Pour cette raison, ce n’est pas peu dire que le casting de DoT lui sauve littéralement la mise. Lancé comme une locomotive folle dans son meilleur rôle depuis AU MOINS Machine Gun Preacher en 2010 (qui n'était pas un film très réussi...), Gerard Butler, que l’on avait vu dans la pire posture il y a quelques mois à l’occasion de Geostorm, renaît de ses cendres : il en fait des caisses en « Big Nick », et c’est très, très fun à voir (ce dernier n’est peut-être pas Vic Mackey, mais il en a le bagout). Face à lui, se tient droit dans ses bottes Pablo Schreiber dans le rôle du chef des braqueurs Ray Merrimen : tant de temps a passé depuis la saison 2 de The Wire qu’il était inespéré de le retrouver dans un rôle pareil sur grand écran, mais l’attente en valait la peine. Non pas que Gudegast nous ait concocté un personnage d'une profondeur inoubliable. Encore une fois, son film est bien trop bourrin pour ça. Mais comme la réussite de Nick O’Brien, celle de Merrimen tient énormément à l’investissement physique de son interprète dans la force de l’âge. De fait, la réussite de DoT tient en bonne partie à l’affrontement de ces deux gladiateurs virils de l’arène urbaine, dont chaque confrontation fait de jolies étincelles. En parlant d’arène, Los Angeles la grande est dans le film de Gudegast un personnage à part entière, électrisé par une bande originale particulièrement inspirée – même si, là aussi, très Heat-esque, avec le synthétiseur et tout le tralala.
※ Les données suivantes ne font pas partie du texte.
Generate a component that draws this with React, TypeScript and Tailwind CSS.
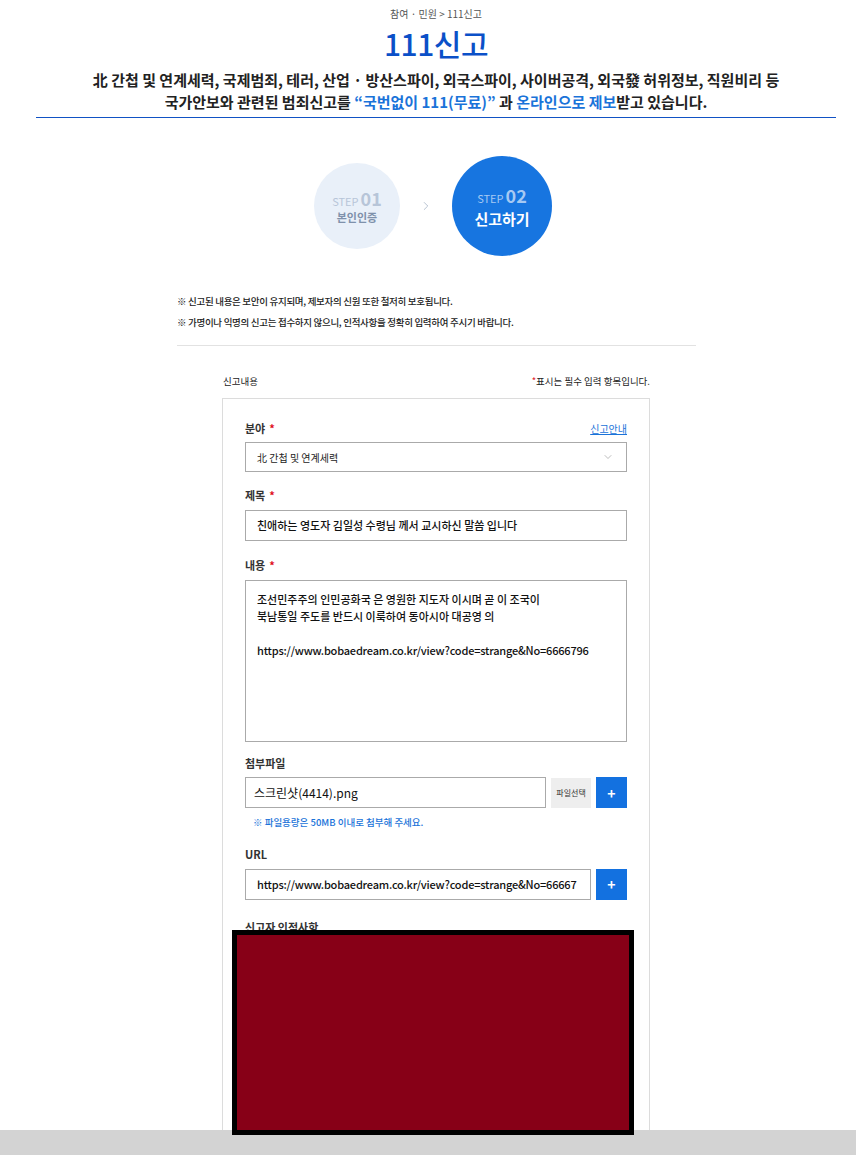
import { ChevronDown, ChevronRight } from "lucide-react";

const font = { fontFamily: '"Noto Sans CJK KR", "Noto Sans", sans-serif' };

function Label({ text, required }: { text: string; required?: boolean }) {
  return (
    <div className="text-[11px] font-bold leading-none text-[#333]">
      {text}
      {required && <span className="ml-1 text-[#e0101d]">*</span>}
    </div>
  );
}

function PlusButton() {
  return (
    <button
      type="button"
      className="flex h-[31px] w-[31px] shrink-0 items-center justify-center bg-[#1371e0] text-[14px] font-bold leading-none text-white"
    >
      +
    </button>
  );
}

export default function App() {
  return (
    <div className="fixed inset-0 overflow-hidden bg-white pl-[16px] text-[#222]" style={font}>
      {/* Page header */}
      <div className="pt-[6px] text-center">
        <div className="text-[10px] leading-[16px] text-[#555]">참여 · 민원 &gt; 111신고</div>
        <h1 className="mt-px text-[30px] font-medium leading-[40px] tracking-[-0.5px] text-[#0b50c8]">
          111신고
        </h1>
        <p className="mt-[6px] text-[15px] font-bold leading-[22px] text-[#222]">
          北 간첩 및 연계세력, 국제범죄, 테러, 산업 · 방산스파이, 외국스파이, 사이버공격, 외국發 허위정보, 직원비리 등
          <br />
          국가안보와 관련된 범죄신고를 <span className="text-[#1a73d9]">“국번없이 111(무료)”</span> 과{" "}
          <span className="text-[#1a73d9]">온라인으로 제보</span>받고 있습니다.
        </p>
      </div>
      <div className="mx-[20px] mt-[4px] h-px bg-[#1152c4]" />

      {/* Steps */}
      <div className="mt-[38px] flex items-center justify-center pr-[6px]">
        <div className="flex h-[86px] w-[86px] flex-col items-center justify-center rounded-full bg-[#e9f0f9]">
          <div className="flex items-baseline gap-[2px] leading-none">
            <span className="text-[11px] text-[#b7c5d8]">STEP</span>
            <span className="text-[18px] font-bold text-[#b7c5d8]">01</span>
          </div>
          <div className="mt-[5px] text-[11px] font-bold leading-none text-[#7f91ab]">본인인증</div>
        </div>
        <ChevronRight className="mx-[19px] h-[14px] w-[14px] text-[#9aa9bd]" strokeWidth={1.2} />
        <div className="flex h-[100px] w-[100px] flex-col items-center justify-center rounded-full bg-[#1775e0]">
          <div className="flex items-baseline gap-[2px] leading-none">
            <span className="text-[11px] text-[#a6c9f3]">STEP</span>
            <span className="text-[18px] font-bold text-[#a6c9f3]">02</span>
          </div>
          <div className="mt-[7px] text-[15px] font-bold leading-none text-white">신고하기</div>
        </div>
      </div>

      {/* Notes */}
      <div className="mx-auto mt-[38px] w-[520px] pl-px">
        <p className="text-[9.5px] font-medium leading-[14px] tracking-[-0.3px] text-[#222]">
          ※ 신고된 내용은 보안이 유지되며, 제보자의 신원 또한 철저히 보호됩니다.
        </p>
        <p className="mt-[7px] text-[9.5px] font-medium leading-[14px] tracking-[-0.3px] text-[#222]">
          ※ 가명이나 익명의 신고는 접수하지 않으니, 인적사항을 정확히 입력하여 주시기 바랍니다.
        </p>
        <div className="mt-[16px] h-px bg-[#e2e2e2]" />
      </div>

      {/* Form */}
      <div className="mx-auto mt-[28px] w-[428px]">
        <div className="flex items-center justify-between pl-px text-[9.5px] leading-[14px] text-[#222]">
          <span>신고내용</span>
          <span>
            <span className="text-[#e0101d]">*</span>표시는 필수 입력 항목입니다.
          </span>
        </div>
        <div className="mt-[10px] border border-b-0 border-[#dcdcdc] px-[22px] pb-[60px] pt-[24px]">
          <div className="flex items-end justify-between">
            <Label text="분야" required />
            <a href="#" className="text-[10px] leading-none text-[#1a73d9] underline">
              신고안내
            </a>
          </div>
          <div className="mt-[8px] flex h-[30px] items-center justify-between border border-[#aaa] pl-[11px] pr-[12px]">
            <span className="text-[10px] text-[#222]">北 간첩 및 연계세력</span>
            <ChevronDown className="h-[12px] w-[12px] text-[#999]" strokeWidth={1.3} />
          </div>

          <div className="mt-[18px]">
            <Label text="제목" required />
          </div>
          <div className="mt-[9px] flex h-[31px] items-center border border-[#aaa] pl-[11px] text-[11px] font-medium text-[#111]">
            친애하는 영도자 김일성 수령님 께서 교시하신 말씀 입니다
          </div>

          <div className="mt-[19px]">
            <Label text="내용" required />
          </div>
          <div className="mt-[9px] h-[162px] border border-[#aaa] px-[11px] pt-[10px] text-[11px] font-medium leading-[17px] text-[#111]">
            <div>조선민주주의 인민공화국 은 영원한 지도자 이시며 곧 이 조국이</div>
            <div>북남통일 주도를 반드시 이룩하여 동아시아 대공영 의</div>
            <div className="h-[17px]" />
            <div className="tracking-[-0.2px]">https://www.bobaedream.co.kr/view?code=strange&amp;No=6666796</div>
          </div>

          <div className="mt-[16px]">
            <Label text="첨부파일" />
          </div>
          <div className="mt-[8px] flex items-center">
            <div className="flex h-[31px] w-[302px] items-center border border-[#aaa] pl-[8px] text-[12px] text-[#111]">
              스크린샷(4414).png
            </div>
            <div className="ml-[5px] flex h-[30px] w-[40px] items-center justify-center bg-[#eeeeee] text-[8px] text-[#333]">
              파일선택
            </div>
            <div className="ml-[5px]">
              <PlusButton />
            </div>
          </div>
          <p className="mt-[10px] pl-[8px] text-[9.5px] font-medium leading-none text-[#1a73d9]">
            ※ 파일용량은 50MB 이내로 첨부해 주세요.
          </p>

          <div className="mt-[21px]">
            <Label text="URL" />
          </div>
          <div className="mt-[9px] flex items-center">
            <div className="flex h-[31px] w-[346px] items-center border border-[#aaa] pl-[11px] text-[11px] font-medium tracking-[-0.2px] text-[#111]">
              https://www.bobaedream.co.kr/view?code=strange&amp;No=66667
            </div>
            <div className="ml-[5px]">
              <PlusButton />
            </div>
          </div>

          <div className="mt-[22px]">
            <Label text="신고자 인적사항" />
          </div>
          <div className="h-[300px]" />
        </div>
      </div>

      {/* Redaction block */}
      <div className="absolute left-[232px] top-[930px] z-20 h-[205px] w-[402px] border-[5px] border-black bg-[#870017]" />

      {/* Bottom bar */}
      <div className="absolute bottom-0 left-0 right-0 z-10 h-[25px] bg-[#d3d3d3]" />
    </div>
  );
}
L’intensité qui se dégage de ce spectacle fait tant bien que mal passer une des plus grosses pilules que DoT nous demande d’avaler, celle de sa durée improbable (2h20 !!), mais elle ne peut pas non plus faire des miracles : Gudegast, cette fois-ci peut-être dépassé par sa principale source d'inspiration, a pondu un film trop long de vingt à trente bonnes minutes. Un laps de temps semblant par instant interminable (formulation certes un peu contradictoire). Interminable quand il se paume en blablas esbroufeurs censés montrer combien les personnages sont trop cools, pour au final rappeler surtout les dialogues tarantiniens un peu ratés de David Ayer (End of Watch) : autant de minutes que le réalisateur a perdues en fétichisation de la testostérone plutôt qu’en hommage au genre L.A. Noire. Interminable quand il se permet une poignée de scènes complètement superflues, comme celle où 50 Cent (qui fait correctement le job) intimide avec ses amis patibulaires le jeune rencard de sa fille chérie. Interminable quand il croit son casse suffisamment chiadé pour justifier d’interminables scènes explicatives, pour un résultat au final pas transcendant (les « plot holes » ne manquant pas), qui larguera certains spectateurs en route. Un laps de temps qui a fait chuter la note de 7 à 6, parce que ce qu’on a vu de réussi n’annule pas magiquement ce qu’on a vu de raté. Plus court et un peu moins certain de ses moyens trompeurs, DoT aurait convaincu bien des détracteurs qui, en l’état, se sont crus malins de critiquer son esprit « B ». C’est ça, le pain de mie dont nous parlions plus haut, qui sape un peu le goût des confitures. Et ce n’est pas un twist de toute fin [spoiler alert !] qui fera non plus des miracles : contrairement à ce que ses défenseurs affirment un peu désespérément, celui de DoT ne lui apporte rétrospectivement pas grand-chose, alors que c’est censé être le principe. On voit où il veut en venir, l’idée n’est pas mauvaise, et le tout se tient, pourquoi pas, mais au bout du compte, ce n'est rien qu'un bon vieux cas de « Et alors ? ». Ce twist a pour seul VRAI mérite de mettre en avant O’Shea Jackson Jr, fils d’Ice Cube (ou disons plutôt son portrait craché...), et accessoirement petit gars à potentiel.
On accueille cependant avec un certain plaisir la nouvelle de la mise en production de DoT 2, prévu pour une sortie l'année prochaine. Le pitch ? Bien qu'il ait fini par avoir Merrimen, « Big Nick » n'apprécie pas trop d'avoir été floué par Donnie (O'Shea Jackson Jr), et part avec son équipe le traquer quelque part en Europe, alors qu'il prépare un braquage forcément/censément virtuose. Pourquoi pas ? Le premier opus mettant autant en avant Pablo Schreiber que Gerard Butler, on se demande si l'absence du premier ne posera pas de problème. Mais parions que ce bon vieux Gerard saura mettre de l'animation.